Adela: Angela's favorite poem in Twice Removed is Late for Work. Is the setting of that poem a coffee shop or a car?
ralph: thanks, angela. i think it's both a car and a coffee shop. and all sorts of external/internal parts of being, i suppose. but if that poem speaks to you in some way, please trust your own experience of it, and the way it spins you into your own reality.
Caitlin: How does teaching workshops effect you? Do you find yourself learning from your students and their writing?
ralph: absolutely. their need to express themselves creatively, their humanness, their own quirky relationships to language and what it is to be alive are reasons to work hard for them and be there for them. it can be wonderfully inspiring at times.
scott: i find a lot of poetry to be ambiguous as to any sort of concrete meaning. Do we have to give away everything?
ralph: parts of life are ambiguous, some times ineffable, even unspeakable. a lot of life experience, if we get honest with ourselves, makes little rational sense. be we must aspire to clarity, to making human contact. so it's not about giving everything away. it's about finding a language that might depict the absolute fact of one's reality, of whatever one is writing about.
Adela: We've been reading your poems while you respond, and we noticed that your poems capture the little moments and don't have one fixed meaning. Adam wants to know Shouldn't poetry have a fixed meaning?
ralph: a poet must shoulder the responsibilty for his or her work, so one tries to eliminate certain possible conveyances. if one is not a racist, for example, one doesn't want to allow for a racist interpretation of a given poem. but a poem means different things to different people because people are different, their unique experience of life is different. and that's cool, our diffenrence.
Kelli: Is it difficult to become an established poet by writing spontaneous poetry?
Kelli: Is it difficult to become an established poet by writing spontaneous poetry?
ralph: no matter what kind of poetry you make, it's difficult to get one's work into the world, much less find oneself established there. i'm a fortunate, very fortunate, person.
Kelli: Is it difficult to become an established poet by writing spontaneous poetry?
Adela: Kelli's question is a computer glich
scott: If the reader can have several interpretations of your poems do you take into consideration all there interpretations or do you have one specific meaning.
ralph: i try to hear a language that might make it possible for a reader to enter and feel present in the world of the world of the poem. if a reader is engaged, if he or she feels present, the poem will spin the reader into his or her own imagination, his or her own internal reality, his or her own world. my job, in part, is to make human presence possible.
Jackie: Do you have any advice for beginning poets on how to keep organized?

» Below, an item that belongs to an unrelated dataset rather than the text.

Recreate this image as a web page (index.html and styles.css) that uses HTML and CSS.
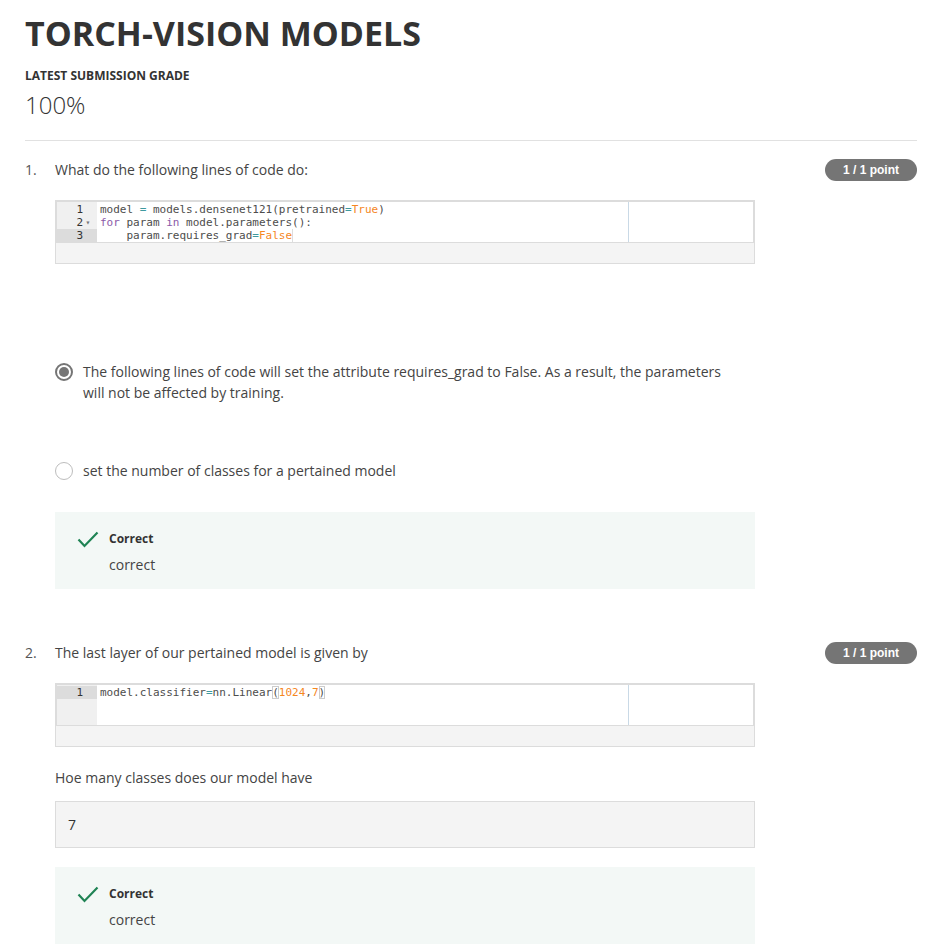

Do you keep separate files for each poem? Or do you group poems by subject?
ralph: i've just been busted--every other room in this house is airy and spare and tidy, but this room, well, it is testament to how disorganized i can be. you're all invited to take a peep someday. Thu Mar 21, 2002 12:40 pm
Caitlin: What do you do to overcome writer's block?
ralph: there's no such thing. poetry is a way of life, like eating or sleeping or taking a walk. i'm either in my trance putting words to paper, or not. i don't much distinguish among the two. but while i'm in my trance, when i stop myself or grow impatient or know that i'm not hearing language in a pure way, well, i will tell you that i'm known to break up some furniture or to seriously consider killing something.
Kelli: I'm an art major and sometimes when I'm working with ceramics, there's a motion to the work itself, which makes me feel like I'm putting myself into the art. So, what I'm asking is, do you write according to a rythm you have physically or mentally with the emotion attached to that particular piece?
Kelli: I'm an art major and sometimes when I'm working with ceramics, there's a motion to the work itself, which makes me feel like I'm putting myself into the art. So, what I'm asking is, do you write according to a rythm you have physically or mentally with the emotion attached to that particular piece?
ralph: you're right there, kelli, and you've made an important discovery about making any kind of art object. intellectually, emotionally, psychologically, spiritually, it all unfolds into the rhythm of being and working.
Kelli: In poetry can you put too much emotion into your work?
Betsey: Just a heads up that we have about ten minutes left.
ralph: human emotion is human emotion. there is an organic place for it in poetry. federico garcia lorca's poems might be a good example of how intense emotion can find its language.
Caitlin: what poets have influenced you the most? What do you take away from these poets and their words?
ralph: an impossible question to answer, unfortunately. but i can say that in the early days, in my middle twenties, i was influenced and inspired by creative expression itself. painting, music, fiction, film, theatre, so many incredible, life-altering artists. the first poets that influenced me were dickinson and stevens--they validated, in part, my youthful intellect, which needed validating at the time.
Kelli: Is it always necessary to revise emotional based, spontaneous poetry? Can it be harmful to the moment and the language it self?
Kelli: Is it always necessary to revise emotional based, spontaneous poetry? Can it be harmful to the moment and the language it self?
Betsey: Four minutes left..we should start saying our goodbyes in just a bit.
Adela: Yes, Kelli's question is the last one planned.
ralph: probably. i've only made one poem that came out in a fell swoop and was published in a book just as it came out. win $100. find that poem.
Adela: Thanks for the chat!!!!!
Kelli: thanks!
Caitlin: bye. thank you
Jackie: Thank you for taking time out to talk to us. It was very informative. :)
Andrew: Yes, much appreciation.
Betsey: Thanks Everybody, and Take Care! I'll e-mail a transcript to all those who registered.
scott: Thanks
ralph: and thank you all. it was a pleasure chatting with you. all best. be well. hang in.